Seckendorf has written a more minute account of the events which preceded this consecration of the Danish Superintendents or Bishops, by one who was himself only a Presbyter. But be blames the unnecessarily severe treatment which the Popish Bishops received from the new Monarch ; who, in the spirit of his unamiable contemporary, King Henry VIII. of England, and nearly at the same time, evinced a strong inclination to seize upon, and appropriate to his own purposes, the rich possessions and revenues of the Popish Church. The following is the conclusion of his narrative :
“ The functions of a Bishop had, till this year, been discharged much after the style of secular Princes, having assumed a display of pomp and state similar to that which distinguished the Popish Prelates of Germany. But now the episcopal office was completely abolished and abrogated, amidst the acclamations of the people, and in compliance with a decree of the States of the kingdom. The revenues arising from the palaces, towns, castles, and territories, which had formerly been appendages to the various bishoprics, were now brought into the public treasury. The enumeration of their value may be seen in Helduaderus. In that assembly of the States was crowned King Christian, who is styled the Third of those who bore that name. The coronation service was conducted by John Bugenhagen, a native of Pomerania, who had been specially invited for the occasion from Wirtemberg. He wrote in Latin the formulary of ecclesiastical ordination for the whole realm, which is highly commended by Chytræus, in his fifteenth book. At the request of the King and of the States, on August 26th, in the cathedral church of Copenhagen, he also supplied the vacant sees of the seven deprived Bishops, by consecrating seven Divines as Superintendents, though they are likewise usually addressed under the title of Bishops.* Such was the termination then given in Denmark to the arrogance, pride, luxury, and bitter hatred towards all evangelical professors, which the Popish hierarchy had pertinaciously exhibited. Yet it scarcely admits of a doubt, that, had those seven Bishops pursued moderate counsels, and yielded to reformation, by allowing the public preaching of the Gospel, and the alteration and correction of certain Popish ceremonies, they might have retained possession of their dignities and rich emoluments. Luther is said to have been much displeased with that severe and sweeping suppression of bishoprics, and to have given advice to the King to preserve entire some of that church-property which is known under the name of canonries; and to appropriate the profits which they yielded to the comfortable maintenance of such learned men as might be thus enabled to render valuable services both to Church and State." (Page 242.)
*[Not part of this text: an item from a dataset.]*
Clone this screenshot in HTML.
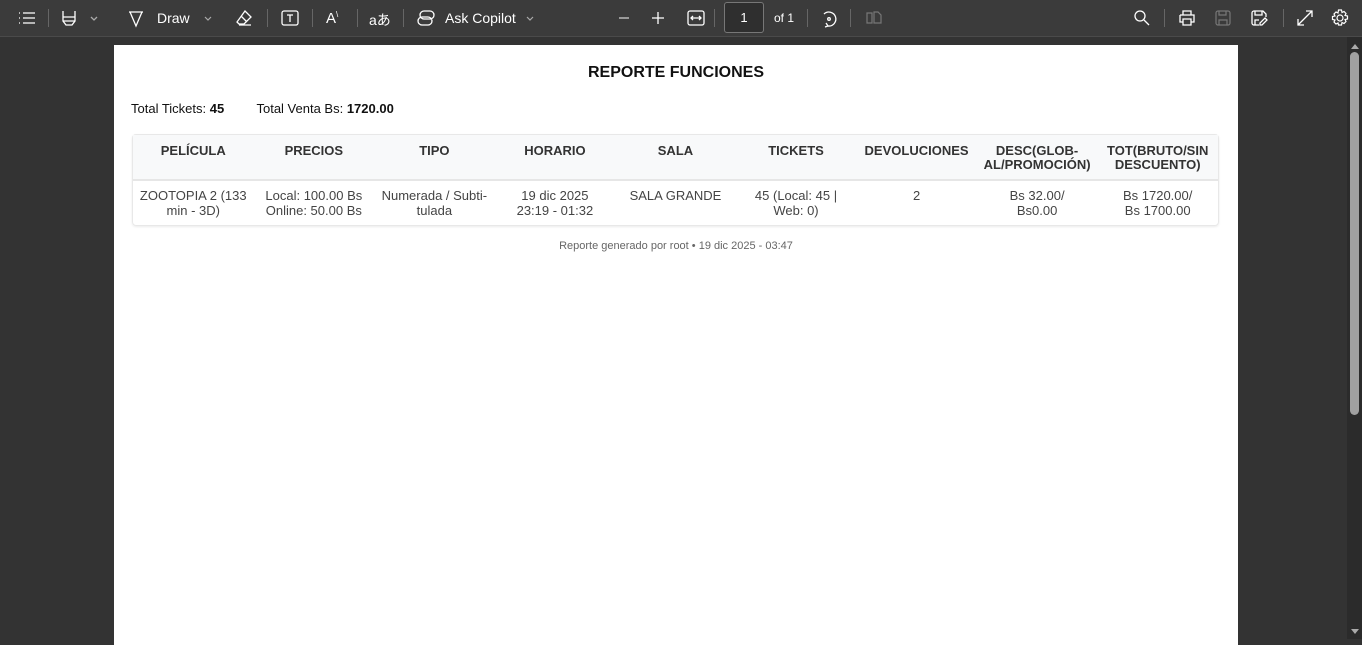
<!DOCTYPE html>
<html><head><meta charset="utf-8"><style>
*{margin:0;padding:0;box-sizing:border-box}
body{width:1362px;height:639px;background:#333;font-family:"Liberation Sans",sans-serif;overflow:hidden;position:relative}
.tb{position:absolute;left:0;top:0;width:1362px;height:37px;background:#3b3b3b;border-bottom:1px solid #4a4a4a;color:#fff;font-size:14px;z-index:2}
.tb span{position:absolute;top:10px}
.sep{position:absolute;top:9px;width:1px;height:18px;background:#666}
.ic{position:absolute;top:8px}
.page{position:absolute;left:114px;top:45px;width:1124px;height:600px;background:#fff}
.track{position:absolute;left:1347px;top:37px;width:15px;height:602px;background:#2b2b2b}
.sb{position:absolute;left:1350px;top:52px;width:9px;height:363px;border-radius:5px;background:#a0a0a0}
h1{position:absolute;top:19px;left:0;width:1124px;text-align:center;font-size:16px;color:#111;font-weight:bold}
.tot{position:absolute;left:17px;top:56px;font-size:13px;color:#111}
table{position:absolute;left:18px;top:89px;width:1087px;border-collapse:separate;border-spacing:0;font-size:13px;color:#333;border:1px solid #e8e8e8;border-radius:4px;table-layout:fixed;box-shadow:0 1px 2px rgba(0,0,0,.08)}
th{background:#f8f9fa;height:46px;vertical-align:top;padding-top:9px;font-weight:bold;color:#333;border-bottom:2px solid #e6e6e6;line-height:14px}
td{height:44px;vertical-align:top;padding-top:7px;text-align:center;line-height:15px;color:#444}
.ft{position:absolute;top:195px;width:1124px;text-align:center;font-size:11px;color:#666}
</style></head><body>
<div class="tb">
<svg class="ic" style="left:17px" width="20" height="20" fill="none" stroke="#fff" stroke-width="1.3"><path d="M2 5h1M6 5h12M2 10h1M6 10h12M2 15h1M6 15h12"/></svg>
<div class="sep" style="left:48px"></div>
<svg class="ic" style="left:60px" width="40" height="20" fill="none" stroke="#fff" stroke-width="1.3"><path d="M3 3v6h12V3M3 9v4l3 4h6l3-4V9M3 13h12"/><path d="M31 9l3 3 3-3" stroke="#aaa"/></svg>
<svg class="ic" style="left:126px" width="20" height="20" fill="none" stroke="#fff" stroke-width="1.3"><path d="M3 4h14M4 4l6 14 6-14"/></svg>
<span style="left:157px">Draw</span>
<svg class="ic" style="left:200px" width="16" height="20" fill="none" stroke="#aaa" stroke-width="1.2"><path d="M5 9l3 3 3-3"/></svg>
<svg class="ic" style="left:234px" width="20" height="20" fill="none" stroke="#fff" stroke-width="1.3"><path d="M11 3l6 6-7 7H5l-2-2z M7 8l6 6M5 17h12"/></svg>
<div class="sep" style="left:267px"></div>
<svg class="ic" style="left:280px" width="20" height="20" fill="none" stroke="#fff" stroke-width="1.3"><rect x="2" y="3" width="16" height="14" rx="2"/><path d="M7 7h6M10 7v7"/></svg>
<div class="sep" style="left:312px"></div>
<span style="left:326px;font-size:15px">A<sup style="font-size:8px">\</sup></span>
<div class="sep" style="left:357px"></div>
<span style="left:369px;font-size:14px;font-family:'Liberation Sans','Noto Sans CJK JP',sans-serif">aあ</span>
<div class="sep" style="left:403px"></div>
<svg class="ic" style="left:416px" width="22" height="20" fill="none" stroke="#fff" stroke-width="1.3"><path d="M8 3h6a4 4 0 0 1 0 8H8a4 4 0 0 1 0-8zM6 9h6a4 4 0 0 1 0 8H6a4 4 0 0 1 0-8z"/></svg>
<span style="left:445px">Ask Copilot</span>
<svg class="ic" style="left:522px" width="16" height="20" fill="none" stroke="#aaa" stroke-width="1.2"><path d="M5 9l3 3 3-3"/></svg>
<svg class="ic" style="left:614px" width="20" height="20" stroke="#ccc" stroke-width="1.3"><path d="M5 10h10"/></svg>
<svg class="ic" style="left:648px" width="20" height="20" stroke="#fff" stroke-width="1.3"><path d="M4 10h12M10 4v12"/></svg>
<svg class="ic" style="left:686px" width="20" height="20" fill="none" stroke="#fff" stroke-width="1.3"><rect x="2" y="3" width="16" height="14" rx="2"/><path d="M6 10h8M7 8l-2 2 2 2M13 8l2 2-2 2"/></svg>
<div class="sep" style="left:714px"></div>
<div style="position:absolute;left:724px;top:2px;width:40px;height:31px;border:1px solid #777;border-radius:3px;background:#2f2f2f;text-align:center;line-height:29px;font-size:13px">1</div>
<span style="left:774px;font-size:12px;top:11px">of 1</span>
<div class="sep" style="left:807px"></div>
<svg class="ic" style="left:818px" width="22" height="22" fill="none" stroke="#fff" stroke-width="1.3"><path d="M6 6a7 7 0 1 1 4 12M8 15l2 3-3 1"/><circle cx="11" cy="11" r="1.3"/></svg>
<div class="sep" style="left:850px"></div>
<svg class="ic" style="left:864px" width="20" height="20" fill="none" stroke="#777" stroke-width="1.2"><path d="M3 5h5v10H3zM10 4h4l3 3v8h-7z"/></svg>
<svg class="ic" style="left:1132px" width="20" height="20" fill="none" stroke="#fff" stroke-width="1.3"><circle cx="8" cy="8" r="5"/><path d="M12 12l5 5"/></svg>
<div class="sep" style="left:1164px"></div>
<svg class="ic" style="left:1177px" width="20" height="20" fill="none" stroke="#fff" stroke-width="1.3"><path d="M6 7V3h8v4M3 7h14v7h-3M6 14H3V7M6 11h8v6H6z"/></svg>
<svg class="ic" style="left:1213px" width="20" height="20" fill="none" stroke="#777" stroke-width="1.2"><rect x="3" y="3" width="14" height="14" rx="2"/><path d="M6 3v4h7V3M6 17v-5h8v5"/></svg>
<svg class="ic" style="left:1249px" width="20" height="20" fill="none" stroke="#fff" stroke-width="1.3"><path d="M10 17H5a2 2 0 0 1-2-2V5a2 2 0 0 1 2-2h9l3 3v3M6 3v4h7V3M6 17v-5h4M16 10l2 2-5 5h-2v-2z"/></svg>
<div class="sep" style="left:1283px"></div>
<svg class="ic" style="left:1295px" width="20" height="20" fill="none" stroke="#fff" stroke-width="1.3"><path d="M3 17L17 3M11 3h6v6M3 11v6h6"/></svg>
<svg class="ic" style="left:1330px" width="20" height="20" fill="none" stroke="#fff" stroke-width="1.2"><circle cx="10" cy="10" r="3"/><path d="M8.5 2h3l.5 2.5 2-1 2 2-1 2L17.5 8v3l-2.5.5 1 2-2 2-2-1-.5 2.5h-3L8 15l-2 1-2-2 1-2L2.5 11.5v-3L5 8 4 6l2-2 2 1z"/></svg>
</div>
<div class="page">
<h1>REPORTE FUNCIONES</h1>
<div class="tot">Total Tickets: <b>45</b> &nbsp; &nbsp; &nbsp; &nbsp; Total Venta Bs: <b>1720.00</b></div>
<table><tr><th>PELÍCULA</th><th>PRECIOS</th><th>TIPO</th><th>HORARIO</th><th>SALA</th><th>TICKETS</th><th>DEVOLUCIONES</th><th>DESC(GLOB-AL/PROMOCIÓN)</th><th>TOT(BRUTO/SIN DESCUENTO)</th></tr>
<tr><td>ZOOTOPIA 2 (133 min - 3D)</td><td>Local: 100.00 Bs<br>Online: 50.00 Bs</td><td>Numerada / Subti-tulada</td><td>19 dic 2025<br>23:19 - 01:32</td><td>SALA GRANDE</td><td>45 (Local: 45 |<br>Web: 0)</td><td>2</td><td>Bs 32.00/<br>Bs0.00</td><td>Bs 1720.00/<br>Bs 1700.00</td></tr></table>
<div class="ft">Reporte generado por root • 19 dic 2025 - 03:47</div>
</div>
<div class="track"></div>
<div class="sb"></div>
<svg style="position:absolute;left:1350px;top:42px" width="10" height="8"><path d="M1 7l4-5 4 5z" fill="#aaa"/></svg>
<svg style="position:absolute;left:1350px;top:628px" width="10" height="8"><path d="M1 1l4 5 4-5z" fill="#aaa"/></svg>
</body></html>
Hence it is undeniable that the Episcopacy of the Protestant Churches of Germany and Denmark had a Presbyterian origin, like that which Mr. Wesley gave to his societies in America. Those who condemn him for his ordination of Dr. Coke must for the same reason condemn the Reformers of the Lutheran Churches, as well as the Presbyters and Bishops of the Alexandrian Church for two hundred years.
Nor has the Church of England, even in modern times, absolutely withheld her sanction from the sacred ministrations of men who had only received Presbyterian ordination. The venerable Swartz, who was employed by the Society for promoting Christian Knowledge, as one of its Missionaries in the East Indies, being himself a Presbyter, ordained several of his spiritual children for the holy ministry; and the men thus ordained were acknowledged by that Society as accredited Ministers of the Lord Jesus.
• Lord Molesworth says, in his celebrated “ Account of Denmark, as it was in the Year 1692,”—“ There are six Superintendents in Denmark, who take it very kindly to be called Bishops and My Lord. There are also four in Norway. These have no temporalities, keep no ecclesiastical courts, have no cathedrals, with Prebends, Canons, Deans, Sub-Deans, &c., but are only primi inter pares, having the rank above the inferior Clergy of their province, and the inspection into their doctrine and manners. (Page 161.)